This revolution happened first in Europe, taking the better part of two centuries to spread to the rest of the globe. This time lag accounts for the diverging fates of each region; in a sense the story of the Growth Revolution is the story of the Great Divergence. As Turchin notes, there are a lot of theories explaining why this happened. Many of these run befoul the same problem mentioned in this post’s introduction: they answer the wrong question. They jump so quickly to the why of the Growth Revolution that they never stop to ask what the Growth Revolution really was.

Luckily this is not a difficult question to answer. Consider the following:

Global Primary Energy Use, 1-2005 AD



Between 1760 and 1820 Europe’s wealth exploded – and so did its energy use. The two trends are intimately related. I have discussed the relationship between energy use and wealth several times before [3], but to re-cap: while definitions of wealth vary with time, place, and culture, wealth is not a mere social construct. It reflects physical goods and services. These goods and services are produced by people or the machines and animals owned by people. We can measure these things in energetic terms because everything a human, animal, or machine does comes at a specific energy cost. “Wealth” is really just the word we use to name the goods created and services rendered through our energy use.

Energy is a universal that unites the natural and human sciences. Ecologists devote a great deal of their efforts to understanding how energy “flows” through an ecosystem. Adopting the same approach when studying human societies provides valuable insights. When human history is seen in energetic terms the source of the premodern world’s snail-pace economic growth is immediately apparent: premodern peoples were limited by the energy they had access to. As long as they were dependent on human and animal power their ability to create new wealth would be permanently frustrated. The exponential explosion of European wealth during the 1800s was the direct result of the explosion in Europe’s energy use during the same period.

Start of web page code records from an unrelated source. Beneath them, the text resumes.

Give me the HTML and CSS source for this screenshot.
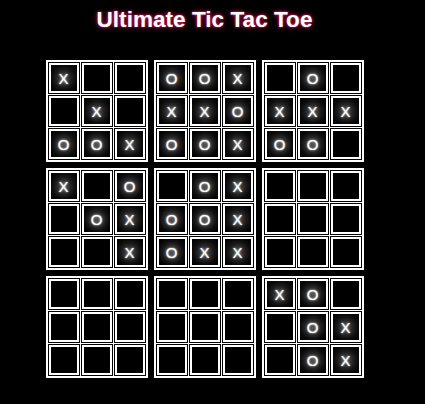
FILE: index.html
```html
<!DOCTYPE html>
<html>
<head>
<meta charset="utf-8">
<link rel="stylesheet" href="styles.css">
</head>
<body>
<div class="page">
  <h1 class="title">Ultimate Tic Tac Toe</h1>
  <div class="ultimate">
    <div class="board">
      <div class="cell">X</div><div class="cell empty"></div><div class="cell empty"></div>
      <div class="cell empty"></div><div class="cell">X</div><div class="cell empty"></div>
      <div class="cell">O</div><div class="cell">O</div><div class="cell">X</div>
    </div>
    <div class="board">
      <div class="cell">O</div><div class="cell">O</div><div class="cell">X</div>
      <div class="cell">X</div><div class="cell">X</div><div class="cell">O</div>
      <div class="cell">O</div><div class="cell">O</div><div class="cell">X</div>
    </div>
    <div class="board">
      <div class="cell empty"></div><div class="cell">O</div><div class="cell empty"></div>
      <div class="cell">X</div><div class="cell">X</div><div class="cell">X</div>
      <div class="cell">O</div><div class="cell">O</div><div class="cell empty"></div>
    </div>
    <div class="board">
      <div class="cell">X</div><div class="cell empty"></div><div class="cell">O</div>
      <div class="cell empty"></div><div class="cell">O</div><div class="cell">X</div>
      <div class="cell empty"></div><div class="cell empty"></div><div class="cell">X</div>
    </div>
    <div class="board">
      <div class="cell empty"></div><div class="cell">O</div><div class="cell">X</div>
      <div class="cell">O</div><div class="cell">O</div><div class="cell">X</div>
      <div class="cell">O</div><div class="cell">X</div><div class="cell">X</div>
    </div>
    <div class="board">
      <div class="cell empty"></div><div class="cell empty"></div><div class="cell empty"></div>
      <div class="cell empty"></div><div class="cell empty"></div><div class="cell empty"></div>
      <div class="cell empty"></div><div class="cell empty"></div><div class="cell empty"></div>
    </div>
    <div class="board">
      <div class="cell empty"></div><div class="cell empty"></div><div class="cell empty"></div>
      <div class="cell empty"></div><div class="cell empty"></div><div class="cell empty"></div>
      <div class="cell empty"></div><div class="cell empty"></div><div class="cell empty"></div>
    </div>
    <div class="board">
      <div class="cell empty"></div><div class="cell empty"></div><div class="cell empty"></div>
      <div class="cell empty"></div><div class="cell empty"></div><div class="cell empty"></div>
      <div class="cell empty"></div><div class="cell empty"></div><div class="cell empty"></div>
    </div>
    <div class="board">
      <div class="cell">X</div><div class="cell">O</div><div class="cell empty"></div>
      <div class="cell empty"></div><div class="cell">O</div><div class="cell">X</div>
      <div class="cell empty"></div><div class="cell">O</div><div class="cell">X</div>
    </div>
  </div>
</div>
</body>
</html>
```
FILE: styles.css
```css
html, body {
  margin: 0;
  background: #000;
}
body {
  font-family: "Liberation Sans", Arial, sans-serif;
  color: #fff;
}
.page {
  width: 409px;
  display: flex;
  flex-direction: column;
  align-items: center;
}
.title {
  margin: 7px 0 0 0;
  font-size: 22.6px;
  line-height: 26px;
  font-weight: bold;
  color: #fff;
  text-shadow: 0 0 3px #ff2a6a, 0 0 6px #8a0040;
}
.ultimate {
  margin-top: 27px;
  display: grid;
  grid-template-columns: repeat(3, 102px);
  grid-auto-rows: 102px;
  gap: 6px;
}
.board {
  box-sizing: border-box;
  border: 2px solid #fff;
  padding: 1px;
  background: #fff;
  display: grid;
  grid-template-columns: 30px 30px 30px;
  grid-auto-rows: 30px;
  gap: 3px;
}
.cell {
  box-sizing: border-box;
  border: 2px solid #fff;
  background: radial-gradient(circle at center, #333 0%, #1e1e1e 35%, #0a0a0a 70%, #000 95%);
  box-shadow: 0 0 0 1px #000;
  display: flex;
  align-items: center;
  justify-content: center;
  font-size: 15px;
  color: #fff;
  text-shadow: 0 0 2px #fff, 0 0 7px rgba(255,255,255,0.7);
}
.cell.empty {
  background: #000;
}
```
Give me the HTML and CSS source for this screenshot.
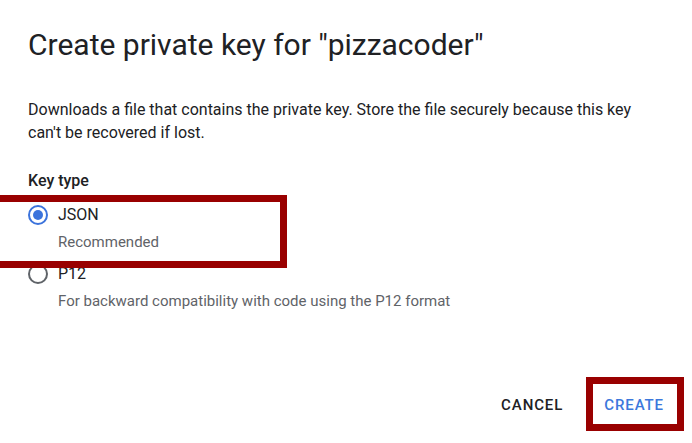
FILE: index.html
```html
<!DOCTYPE html>
<html>
<head>
<meta charset="utf-8">
<link rel="stylesheet" href="styles.css">
</head>
<body>
<div class="dialog">
  <h1 class="title">Create private key for "pizzacoder"</h1>
  <p class="desc">Downloads a file that contains the private key. Store the file securely because this key can't be recovered if lost.</p>
  <div class="label">Key type</div>
  <div class="options">
    <div class="option">
      <span class="radio checked"></span>
      <div class="opt-text">
        <div class="opt-title">JSON</div>
        <div class="opt-sub">Recommended</div>
      </div>
    </div>
    <div class="option">
      <span class="radio"></span>
      <div class="opt-text">
        <div class="opt-title">P12</div>
        <div class="opt-sub">For backward compatibility with code using the P12 format</div>
      </div>
    </div>
  </div>
  <div class="actions">
    <button class="btn">CANCEL</button>
    <button class="btn primary">CREATE</button>
  </div>
</div>
<div class="mark mark-json"></div>
<div class="mark mark-create"></div>
</body>
</html>
```

FILE: styles.css
```css
html, body {
  margin: 0;
  padding: 0;
  background: #fff;
}
body {
  font-family: Roboto, "Liberation Sans", sans-serif;
  color: #202124;
  width: 692px;
  height: 443px;
  overflow: hidden;
  position: relative;
}
.dialog {
  box-sizing: border-box;
  height: 443px;
  padding: 27px 28px 20px 28px;
  display: flex;
  flex-direction: column;
}
.title {
  margin: 0;
  font-size: 30px;
  font-weight: 400;
  line-height: 36px;
  color: #202124;
}
.desc {
  margin: 35px 0 0 0;
  font-size: 16px;
  line-height: 23px;
  color: #202124;
}
.label {
  margin-top: 25px;
  font-size: 16px;
  font-weight: 500;
  line-height: 24px;
}
.options {
  display: flex;
  flex-direction: column;
  gap: 10px;
  margin-top: 10px;
}
.option {
  display: flex;
  align-items: flex-start;
  gap: 10px;
}
.radio {
  box-sizing: border-box;
  width: 20px;
  height: 20px;
  border-radius: 50%;
  border: 2px solid #5f6368;
  margin-top: 2px;
  flex: none;
  display: flex;
  align-items: center;
  justify-content: center;
}
.radio.checked {
  border-color: #3b73dc;
}
.radio.checked::after {
  content: "";
  width: 10px;
  height: 10px;
  border-radius: 50%;
  background: #3b73dc;
}
.opt-title {
  font-size: 16px;
  line-height: 24px;
  color: #202124;
}
.opt-sub {
  margin-top: 5px;
  font-size: 15px;
  line-height: 20px;
  color: #5f6368;
}
.actions {
  margin-top: auto;
  display: flex;
  justify-content: flex-end;
  gap: 13px;
  margin-right: -14px;
}
.btn {
  font-family: Roboto, "Liberation Sans", sans-serif;
  font-size: 15px;
  font-weight: 500;
  letter-spacing: 0.9px;
  height: 36px;
  padding: 0 14px;
  border: none;
  background: transparent;
  color: #202124;
}
.btn.primary {
  color: #3c78dc;
}
.mark {
  position: absolute;
  box-sizing: border-box;
  border: 7px solid #990000;
}
.mark-json {
  left: -10px;
  top: 195px;
  width: 297px;
  height: 73px;
}
.mark-create {
  left: 586px;
  top: 377px;
  width: 98px;
  height: 54px;
}
```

With this knowledge we can amend the original question. “Why did the West diverge from the rest?” is replaced with the more focused “Why did Western nations have the technical and scientific expertise to pioneer non-animate energy sources and an economic system that allowed these new methods of production to spread across the West?”

This is where things get interesting.

The answer to this question extends far beyond 1820. Searching for the origins of 19th century Europe’s unique institutions and technology leads to an interesting conclusion: the West began to diverge from the rest long before the Growth Revolution.

This fact is obscured when we look at the West and the rest by the most standard measurement of wealth and power, Gross Domestic Product:

Estimates in millions of 1991 USD. Taken from Angus Maddison’s Contours of the World Economy, p. 367.

In terms of total wealth Western Europe did not break ahead of China and India until after 1820. Before then Qing dynasty had more wealth at its disposal than every country in Europe combined. From this view it seems pretty clear that the West did not pull ahead of the rest until after their epochal jump into the Growth Revolution. 


But this is not the only way to look at things. A different picture appears when we look at GDP per capita:


Estimates of GDP per capita in 1991 USD. Taken from Angus Maddison’s Contours of the World Economy, p. 367 and revisions made in the January 2013 New Maddison Project Database.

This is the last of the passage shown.